### TASK DIRECTIONS
Count lines holding the word "components". Only the number is wanted.

============================================================

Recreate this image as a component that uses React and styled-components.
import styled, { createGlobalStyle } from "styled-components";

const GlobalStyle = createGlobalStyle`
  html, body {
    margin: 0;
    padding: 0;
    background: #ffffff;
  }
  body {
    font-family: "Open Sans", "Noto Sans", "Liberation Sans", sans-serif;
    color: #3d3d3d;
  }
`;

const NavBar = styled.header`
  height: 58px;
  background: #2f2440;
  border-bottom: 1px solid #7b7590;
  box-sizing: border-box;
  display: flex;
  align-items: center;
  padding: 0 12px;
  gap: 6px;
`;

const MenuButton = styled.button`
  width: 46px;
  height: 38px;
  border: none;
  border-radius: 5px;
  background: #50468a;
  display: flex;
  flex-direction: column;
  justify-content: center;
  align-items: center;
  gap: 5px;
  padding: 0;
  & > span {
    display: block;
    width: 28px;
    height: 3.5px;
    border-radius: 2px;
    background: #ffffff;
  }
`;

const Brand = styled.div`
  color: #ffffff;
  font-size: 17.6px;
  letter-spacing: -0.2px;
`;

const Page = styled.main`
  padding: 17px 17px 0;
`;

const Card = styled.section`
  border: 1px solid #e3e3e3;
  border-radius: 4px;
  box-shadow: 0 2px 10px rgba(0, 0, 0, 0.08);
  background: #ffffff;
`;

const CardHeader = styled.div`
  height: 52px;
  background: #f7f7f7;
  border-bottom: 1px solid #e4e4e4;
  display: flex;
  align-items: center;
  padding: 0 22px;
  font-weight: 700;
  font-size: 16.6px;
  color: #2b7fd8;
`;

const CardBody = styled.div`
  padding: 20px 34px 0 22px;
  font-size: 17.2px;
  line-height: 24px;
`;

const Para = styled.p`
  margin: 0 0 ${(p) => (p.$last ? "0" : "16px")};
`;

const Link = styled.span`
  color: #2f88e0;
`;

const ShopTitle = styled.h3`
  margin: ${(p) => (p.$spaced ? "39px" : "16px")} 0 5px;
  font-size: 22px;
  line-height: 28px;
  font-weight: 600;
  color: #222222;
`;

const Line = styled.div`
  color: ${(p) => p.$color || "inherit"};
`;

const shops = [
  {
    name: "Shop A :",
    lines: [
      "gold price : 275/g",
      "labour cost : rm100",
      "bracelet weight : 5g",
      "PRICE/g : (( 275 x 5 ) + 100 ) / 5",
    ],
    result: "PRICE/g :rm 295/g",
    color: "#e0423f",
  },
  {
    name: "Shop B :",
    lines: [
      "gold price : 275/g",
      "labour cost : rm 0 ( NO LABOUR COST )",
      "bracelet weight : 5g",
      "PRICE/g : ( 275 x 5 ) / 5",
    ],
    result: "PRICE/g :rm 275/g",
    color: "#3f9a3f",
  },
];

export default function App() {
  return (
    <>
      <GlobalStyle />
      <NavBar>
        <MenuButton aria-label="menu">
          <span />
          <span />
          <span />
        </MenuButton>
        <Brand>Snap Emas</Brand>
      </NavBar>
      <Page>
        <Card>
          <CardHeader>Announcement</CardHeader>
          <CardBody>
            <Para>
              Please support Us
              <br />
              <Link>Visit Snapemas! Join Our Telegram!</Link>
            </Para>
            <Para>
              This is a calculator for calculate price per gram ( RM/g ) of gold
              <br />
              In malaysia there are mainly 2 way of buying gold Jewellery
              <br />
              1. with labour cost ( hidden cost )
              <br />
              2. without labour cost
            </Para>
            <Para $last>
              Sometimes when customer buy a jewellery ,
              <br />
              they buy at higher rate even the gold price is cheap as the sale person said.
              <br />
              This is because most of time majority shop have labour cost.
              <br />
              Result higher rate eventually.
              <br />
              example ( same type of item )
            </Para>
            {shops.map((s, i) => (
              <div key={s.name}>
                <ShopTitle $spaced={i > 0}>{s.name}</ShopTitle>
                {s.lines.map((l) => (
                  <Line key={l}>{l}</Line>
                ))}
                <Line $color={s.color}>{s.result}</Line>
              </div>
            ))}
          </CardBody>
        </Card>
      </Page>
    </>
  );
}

============================================================

### WRITTEN SOLUTION
2